Liberal Arts (2012)
September 28, 2012 2 Comments
When Jesse Fisher (Josh Radnor), a 35 year-old graduate now working in the admissions department of a New York City college, is invited out to Ohio to mark the retirement of his second favourite university lecturer, he finds himself nostalgic for the years he spent there reading English and History (just to make sure he was fully unemployable). Introduced to 19 year-old freshman Zibby (Elizabeth Olsen) by mentor Peter Hoberg (Richard Jenkins), Jesse strikes up a friendship and embarks on a correspondence as he heads back to the capital city. Engaged in intellectual intercourse over everything from books to Beethoven, Libby eventually asks to see him again, prompting another cross-country drive as Jesse drops everything to return to his alma mater, where he also befriending a struggling student (John Magaro) and a Zen-like spiritualist (Zac Efron).
The second feature film to be written, directed and to star Josh Radnor, a man who is still perhaps best known as Ted Mosby from CBS’ How I Met Your Mother, Liberal Arts largely dispels with Sundance Film Festival Audience Award-winner Happythankyoumoreplease‘s Big Apple setting in favour of the small-town delights of Kenyon College, Ohio, where Radnor himself once studied.
As liberal arts degrees are blamed for the struggling economy and the government revamps the GCSE standard for mathematics and the sciences over the likes of art and drama, Radnor’s new film is somewhat of a timely love letter to academia for academia’s sake. While Radnor and his characters might wax lyrical about the advantages and joys of learning, however, the film is also a gentle critique of such nostalgia and the inhabiting of fictional worlds.
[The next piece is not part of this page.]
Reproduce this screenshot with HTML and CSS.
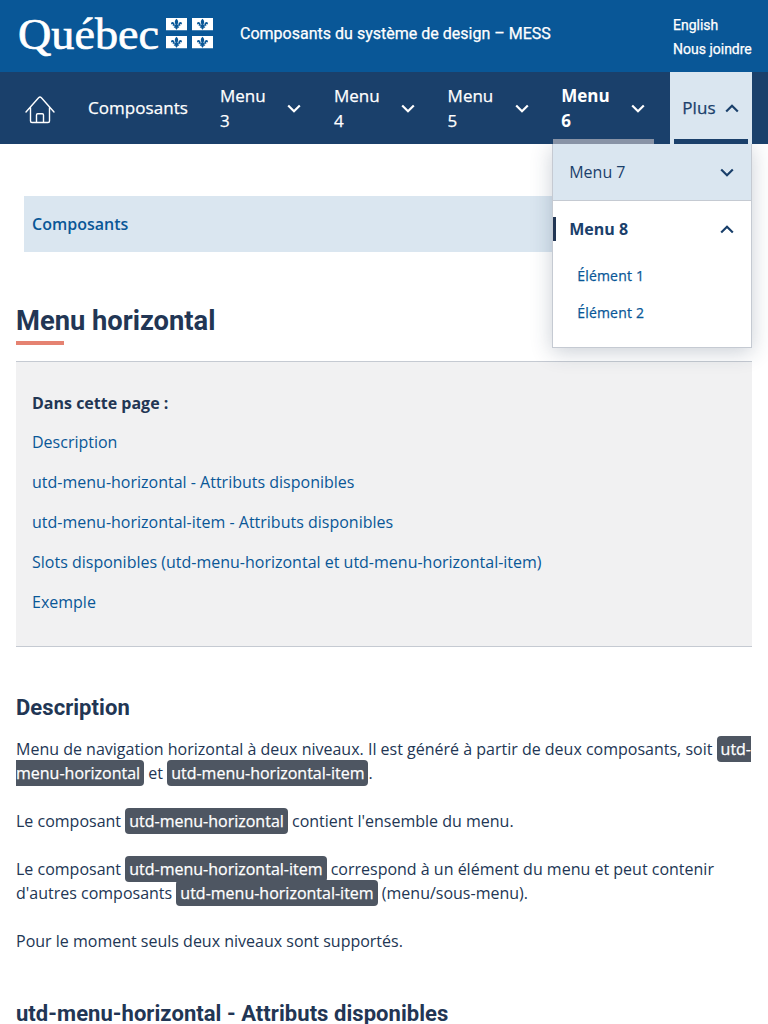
FILE: index.html
```
<!DOCTYPE html>
<html lang="fr">
<head>
<meta charset="utf-8">
<title>Menu horizontal</title>
<link rel="stylesheet" href="styles.css">
</head>
<body>
<svg class="defs" width="0" height="0" aria-hidden="true">
  <symbol id="chevron" viewBox="0 0 14 9"><path d="M1.2 1.5 7 7.2l5.800-5.700" fill="none" stroke="currentColor" stroke-width="2.200"/></symbol>
  <symbol id="lys" viewBox="0 0 21 12.500"><path fill="#fff" d="M0 0h21v12.500H0z"/><path fill="#095797" d="M10.500.8c1 1 1.700 2.100 1.700 3.200 0 1-.5 1.700-.7 2.900h.8c0-1.600.9-3 2.200-3 1.200 0 2 1.400 1 2.600-.4-.7-1-.8-1.300-.2-.2.500 0 1.100.3 1.500h-2.400c.1.900.7 1.200 1.300 1-.2.900-1 1.100-1.600.7-.1.900-.6 1.600-1.300 2.200-.7-.6-1.200-1.300-1.300-2.200-.6.400-1.400.2-1.600-.7.600.2 1.200-.1 1.300-1H6.500c.3-.4.500-1 .3-1.500-.3-.6-.9-.5-1.300.2-1-1.200-.2-2.600 1-2.600 1.300 0 2.200 1.400 2.200 3h.8c-.2-1.200-.7-1.900-.7-2.900 0-1.100.7-2.200 1.700-3.200z"/></symbol>
</svg>
<header class="banner">
  <svg class="logo" width="200" height="48" viewBox="0 0 200 48">
    <text class="logo-text" x="2" y="36.500" textLength="141" lengthAdjust="spacingAndGlyphs">Québec</text>
    <use href="#lys" x="150" y="6" width="21" height="12.500"/>
    <use href="#lys" x="176" y="6" width="21" height="12.500"/>
    <use href="#lys" x="150" y="24" width="21" height="12.500"/>
    <use href="#lys" x="176" y="24" width="21" height="12.500"/>
  </svg>
  <div class="site-name">Composants du système de design – MESS</div>
  <div class="links"><a>English</a><a>Nous joindre</a></div>
</header>
<nav class="nav">
  <a class="home"><svg width="30" height="28" viewBox="0 0 30 28" fill="none" stroke="#fff" stroke-width="1.400" stroke-linecap="round" stroke-linejoin="round"><path d="M1 16 13.600 1.700q1.400-1.400 2.800 0L29 16M5.500 11.500v13.500q0 1.500 1.500 1.500h16q1.500 0 1.500-1.500V11.500M11.500 26V19q0-1.200 1.200-1.200h4.600q1.200 0 1.200 1.200v7"/></svg></a>
  <a class="composants">Composants</a>
  <a class="item m3"><span>Menu<br>3</span><svg class="chev"><use href="#chevron"/></svg></a>
  <a class="item m4"><span>Menu<br>4</span><svg class="chev"><use href="#chevron"/></svg></a>
  <a class="item m5"><span>Menu<br>5</span><svg class="chev"><use href="#chevron"/></svg></a>
  <a class="item m6 current"><span>Menu<br>6</span><svg class="chev"><use href="#chevron"/></svg></a>
  <div class="plus"><span class="plus-label">Plus</span><svg class="chev up"><use href="#chevron"/></svg>
    <div class="dropdown">
      <div class="row shaded"><span>Menu 7</span><svg class="chev"><use href="#chevron"/></svg></div>
      <div class="row active"><span>Menu 8</span><svg class="chev up"><use href="#chevron"/></svg></div>
      <div class="sub"><a>Élément 1</a><a>Élément 2</a></div>
    </div>
  </div>
</nav>
<main>
  <div class="crumb">Composants</div>
  <h1>Menu horizontal</h1>
  <section class="toc">
    <strong>Dans cette page :</strong>
    <a>Description</a>
    <a>utd-menu-horizontal - Attributs disponibles</a>
    <a>utd-menu-horizontal-item - Attributs disponibles</a>
    <a>Slots disponibles (utd-menu-horizontal et utd-menu-horizontal-item)</a>
    <a>Exemple</a>
  </section>
  <h2>Description</h2>
  <p>Menu de navigation horizontal à deux niveaux. Il est généré à partir de deux composants, soit <code>utd-menu-horizontal</code> et <code>utd-menu-horizontal-item</code>.</p>
  <p>Le composant <code>utd-menu-horizontal</code> contient l'ensemble du menu.</p>
  <p>Le composant <code>utd-menu-horizontal-item</code> correspond à un élément du menu et peut contenir d'autres composants <code>utd-menu-horizontal-item</code> (menu/sous-menu).</p>
  <p>Pour le moment seuls deux niveaux sont supportés.</p>
  <h2 class="next">utd-menu-horizontal - Attributs disponibles</h2>
</main>
</body>
</html>
```
FILE: styles.css
```
* { box-sizing: border-box; }
html, body { height: 1024px; overflow: hidden; }
body { margin: 0; font: 400 16px/24px "Open Sans", sans-serif; color: #223654; background: #fff; }
.defs { position: absolute; }
.banner { height: 72px; background: #095797; color: #fff; display: flex; align-items: flex-start; padding: 12px 16px; font-family: Roboto, sans-serif; -webkit-text-stroke: .25px #fff; }
.logo { flex: none; overflow: visible; }
.logo-text { font: 45px "Liberation Serif", serif; fill: #fff; stroke: #fff; stroke-width: .7px; }
.site-name { margin: 10px 0 0 24px; font-weight: 400; letter-spacing: .01px; flex: 1; }
.links { display: flex; flex-direction: column; width: 79px; font-size: 14px; font-weight: 400; white-space: nowrap; margin-top: 1px; }
.nav { height: 72px; background: #1a406b; color: #fff; display: flex; align-items: stretch; padding-left: 25px; font-size: 17px; line-height: 25px; font-weight: 500; }
.composants, .item:not(.current) span, .plus-label, .sub a, code { -webkit-text-stroke: .25px currentColor; }
.home { width: 63px; padding-top: 24px; }
.home svg { display: block; }
.composants { width: 132px; padding-top: 23px; letter-spacing: .06px; }
.chev { width: 14px; height: 9px; flex: none; display: block; }
.up { transform: rotate(180deg); }
.item { display: flex; align-items: center; justify-content: space-between; width: 81px; margin-right: 33px; }
.m4, .m5 { margin-right: 32.600px; }
.m6 { width: 101px; margin: 0 16px 0 -8px; padding: 0 9px 0 8px; }
.current { font-weight: 700; background: linear-gradient(#8893a6, #8893a6) bottom / 100% 5px no-repeat; }
.plus { position: relative; width: 82px; background: linear-gradient(#1a406b, #1a406b) 4px 100% / 74px 5px no-repeat #dae6f0; color: #1a406b; display: flex; align-items: center; justify-content: space-between; padding: 0 13px 0 12px; }
.plus-label { padding-bottom: 2px; letter-spacing: .15px; }
.dropdown { position: absolute; top: 72px; right: 0; width: 200px; height: 204px; background: #fff; border: 1px solid #c5cad2; border-top: 0; box-shadow: 0 4px 20px rgba(34,54,84,.24); clip-path: inset(0 -40px -40px -40px); font-size: 16px; }
.row { height: 57px; display: flex; align-items: center; justify-content: space-between; padding: 0 17px 0 16px; }
.shaded { background: #dae6f0; border-bottom: 1px solid #c5cad2; font-weight: 400; }
.active { font-weight: 700; background: linear-gradient(#223654, #223654) left 16px / 3px 24px no-repeat; }
.sub { padding: 5px 24px; display: flex; flex-direction: column; gap: 12px; font-size: 14px; font-weight: 500; letter-spacing: .2px; color: #095797; }
main { padding: 52px 16px 0; }
.crumb { margin-left: 8px; height: 56px; background: #dae6f0; padding: 16px 8px; color: #095797; font-weight: 600; }
h1, h2 { font-family: Roboto, sans-serif; font-weight: 700; margin: 0; }
h1 { font-size: 27.300px; line-height: 32px; margin-top: 53px; height: 40px; background: linear-gradient(#e58271, #e58271) left bottom / 48px 4px no-repeat; }
.toc { margin-top: 16px; height: 286px; background: #f1f1f2; border: solid #c5cad2; border-width: 1px 0; padding: 29px 16px; display: flex; flex-direction: column; gap: 16px; }
.toc strong { margin-bottom: -1px; }
.toc a { color: #095797; }
h2 { font-size: 22px; letter-spacing: .05px; line-height: 28px; margin: 47px 0 15px; }
p { margin: 0 0 24px; }
code { font: 500 16px "Open Sans", sans-serif; color: #fff; background: #4e5662; border-radius: 4px; padding: 2px 4px; }
.next { margin-top: 47px; }
```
Jesse and Zibby may be well-read, erudite and educated, but never in a way that is as unrelatable and downright hateful as the quartet at the heart of Whit Stillman’s Damsels in Distress.
After all, you might expect to dislike a character called Zibby, an improv student who makes mixed-tapes, sends hand-written letters and pointedly says yes to everything, but Elizabeth Olsen cuts through the quirks and exposes the young woman at the centre of the role. Everyone’s insufferable in their first year of college, but any irritation is born through insecurity rather than poor characterization. Elsewhere, Efron feels initially miscast as a mouthpiece for bumper-sticker philosophies (“the universe is perfect”), but again side-steps cliché with a hipflask full of water and an aversion to alcohol. Jenkins and Allison Janney’s also disarm as the film’s faculty members, the former with a love of garish shirts and the latter with a far less romantic view of the world than her lesson plan might suggest.
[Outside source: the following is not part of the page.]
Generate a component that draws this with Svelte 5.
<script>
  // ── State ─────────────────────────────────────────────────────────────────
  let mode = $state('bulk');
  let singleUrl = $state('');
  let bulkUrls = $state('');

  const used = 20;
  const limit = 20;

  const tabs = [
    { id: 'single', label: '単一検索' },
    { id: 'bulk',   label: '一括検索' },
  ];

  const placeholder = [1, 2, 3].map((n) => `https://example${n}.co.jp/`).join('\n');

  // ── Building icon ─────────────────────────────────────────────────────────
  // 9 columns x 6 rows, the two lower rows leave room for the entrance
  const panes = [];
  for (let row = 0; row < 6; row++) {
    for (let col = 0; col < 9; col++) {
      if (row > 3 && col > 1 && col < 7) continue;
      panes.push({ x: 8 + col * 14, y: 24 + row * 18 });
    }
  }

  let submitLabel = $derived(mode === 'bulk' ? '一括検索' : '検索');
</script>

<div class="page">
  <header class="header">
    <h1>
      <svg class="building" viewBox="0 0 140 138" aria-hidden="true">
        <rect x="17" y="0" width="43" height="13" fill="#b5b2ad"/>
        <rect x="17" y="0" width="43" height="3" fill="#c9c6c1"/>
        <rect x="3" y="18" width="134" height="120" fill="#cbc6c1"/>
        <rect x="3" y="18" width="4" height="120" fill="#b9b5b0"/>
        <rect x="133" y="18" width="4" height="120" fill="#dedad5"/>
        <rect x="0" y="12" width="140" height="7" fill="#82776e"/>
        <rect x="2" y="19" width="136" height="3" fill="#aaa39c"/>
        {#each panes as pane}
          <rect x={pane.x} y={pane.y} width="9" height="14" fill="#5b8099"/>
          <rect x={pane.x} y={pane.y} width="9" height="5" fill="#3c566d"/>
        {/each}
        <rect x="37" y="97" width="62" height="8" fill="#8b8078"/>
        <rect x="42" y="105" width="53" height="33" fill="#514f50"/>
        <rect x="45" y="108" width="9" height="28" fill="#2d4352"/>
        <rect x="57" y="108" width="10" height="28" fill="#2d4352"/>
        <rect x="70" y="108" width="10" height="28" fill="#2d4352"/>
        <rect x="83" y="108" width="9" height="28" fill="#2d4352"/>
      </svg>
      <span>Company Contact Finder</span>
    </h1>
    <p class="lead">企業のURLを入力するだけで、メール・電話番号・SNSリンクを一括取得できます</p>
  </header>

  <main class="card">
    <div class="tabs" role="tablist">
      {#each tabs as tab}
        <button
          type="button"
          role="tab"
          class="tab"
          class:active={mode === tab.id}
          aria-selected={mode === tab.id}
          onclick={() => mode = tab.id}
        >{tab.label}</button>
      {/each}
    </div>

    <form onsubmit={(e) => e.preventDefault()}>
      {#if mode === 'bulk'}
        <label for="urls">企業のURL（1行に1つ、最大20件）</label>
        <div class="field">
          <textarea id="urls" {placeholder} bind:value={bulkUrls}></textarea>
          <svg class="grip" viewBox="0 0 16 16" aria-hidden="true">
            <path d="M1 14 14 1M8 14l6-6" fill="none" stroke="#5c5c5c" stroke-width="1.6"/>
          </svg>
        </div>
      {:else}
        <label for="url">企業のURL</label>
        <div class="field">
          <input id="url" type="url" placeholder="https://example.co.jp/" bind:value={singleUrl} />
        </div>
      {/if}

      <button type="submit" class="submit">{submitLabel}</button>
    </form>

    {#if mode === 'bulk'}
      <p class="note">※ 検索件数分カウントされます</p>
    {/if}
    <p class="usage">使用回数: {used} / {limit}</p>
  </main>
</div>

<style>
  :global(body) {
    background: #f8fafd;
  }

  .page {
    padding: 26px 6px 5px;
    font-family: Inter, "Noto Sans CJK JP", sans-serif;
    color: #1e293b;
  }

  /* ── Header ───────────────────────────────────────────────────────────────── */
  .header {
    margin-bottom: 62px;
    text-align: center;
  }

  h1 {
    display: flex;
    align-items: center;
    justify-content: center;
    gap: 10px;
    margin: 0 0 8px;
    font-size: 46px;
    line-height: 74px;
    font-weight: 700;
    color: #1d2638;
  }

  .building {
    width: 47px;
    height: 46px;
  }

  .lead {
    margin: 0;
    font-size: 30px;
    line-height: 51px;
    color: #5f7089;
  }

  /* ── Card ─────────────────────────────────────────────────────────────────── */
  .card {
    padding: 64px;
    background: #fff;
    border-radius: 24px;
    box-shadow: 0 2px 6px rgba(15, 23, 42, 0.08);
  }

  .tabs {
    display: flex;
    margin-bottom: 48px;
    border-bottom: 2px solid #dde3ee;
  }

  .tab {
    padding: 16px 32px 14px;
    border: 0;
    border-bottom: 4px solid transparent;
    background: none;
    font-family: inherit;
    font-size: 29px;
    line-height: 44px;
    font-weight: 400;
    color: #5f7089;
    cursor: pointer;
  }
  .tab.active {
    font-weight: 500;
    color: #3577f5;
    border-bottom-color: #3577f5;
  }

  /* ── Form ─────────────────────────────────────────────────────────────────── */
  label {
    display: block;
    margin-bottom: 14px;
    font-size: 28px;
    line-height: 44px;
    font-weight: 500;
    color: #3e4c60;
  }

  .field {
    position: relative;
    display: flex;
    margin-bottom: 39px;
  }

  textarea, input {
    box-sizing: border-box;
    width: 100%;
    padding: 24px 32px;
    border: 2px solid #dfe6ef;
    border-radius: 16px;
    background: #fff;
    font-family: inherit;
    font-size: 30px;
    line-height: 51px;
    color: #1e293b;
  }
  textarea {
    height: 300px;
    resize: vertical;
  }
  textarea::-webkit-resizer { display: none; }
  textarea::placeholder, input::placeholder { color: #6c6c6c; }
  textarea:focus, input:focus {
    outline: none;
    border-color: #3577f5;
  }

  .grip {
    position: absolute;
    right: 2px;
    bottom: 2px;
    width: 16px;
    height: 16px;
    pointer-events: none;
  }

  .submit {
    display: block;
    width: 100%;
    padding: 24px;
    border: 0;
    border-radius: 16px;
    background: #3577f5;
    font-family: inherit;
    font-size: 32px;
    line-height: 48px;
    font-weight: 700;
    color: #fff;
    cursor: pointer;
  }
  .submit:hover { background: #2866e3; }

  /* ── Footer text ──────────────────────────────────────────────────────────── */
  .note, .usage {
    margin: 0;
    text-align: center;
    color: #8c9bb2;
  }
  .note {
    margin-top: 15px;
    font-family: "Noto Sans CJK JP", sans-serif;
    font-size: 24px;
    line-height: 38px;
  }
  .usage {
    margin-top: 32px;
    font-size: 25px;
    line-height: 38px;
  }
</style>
The real star of Liberal Arts is Jesse, however, who makes for one of the warmest, most uncynical and well-observed character to ever lead what is essentially a romantic comedy. Radnor’s script is a thing of understated beauty; while it might lack the stylised quoteability of other such fare, it deftly mines humour from any and all situations and manages to breathe new life into (or avoid altogether) plot developments that usually seen as trite or tired. Finding humour in absurdity, sorrow or even the simple act of subtraction, the screenplay’s biggest achievement is avoiding the third act contrivance that traditionally seeks to separate our young lovers for some clearly devised drama. The closest Radnor comes is a beautifully played argument over some Twilight-esque vampire fiction that is amongst the film’s strongest scenes.
A delightfully positive film that seeks to find at least something to like about everything (except television, for some reason), Liberal Arts might be as wishy-washy as some might see the subjects it celebrates, but it perseveres even if through sheer likeability alone. Well written, confidently directed and beautifully acted, this is one of the most effective romantic comedies that you are likely to see this year.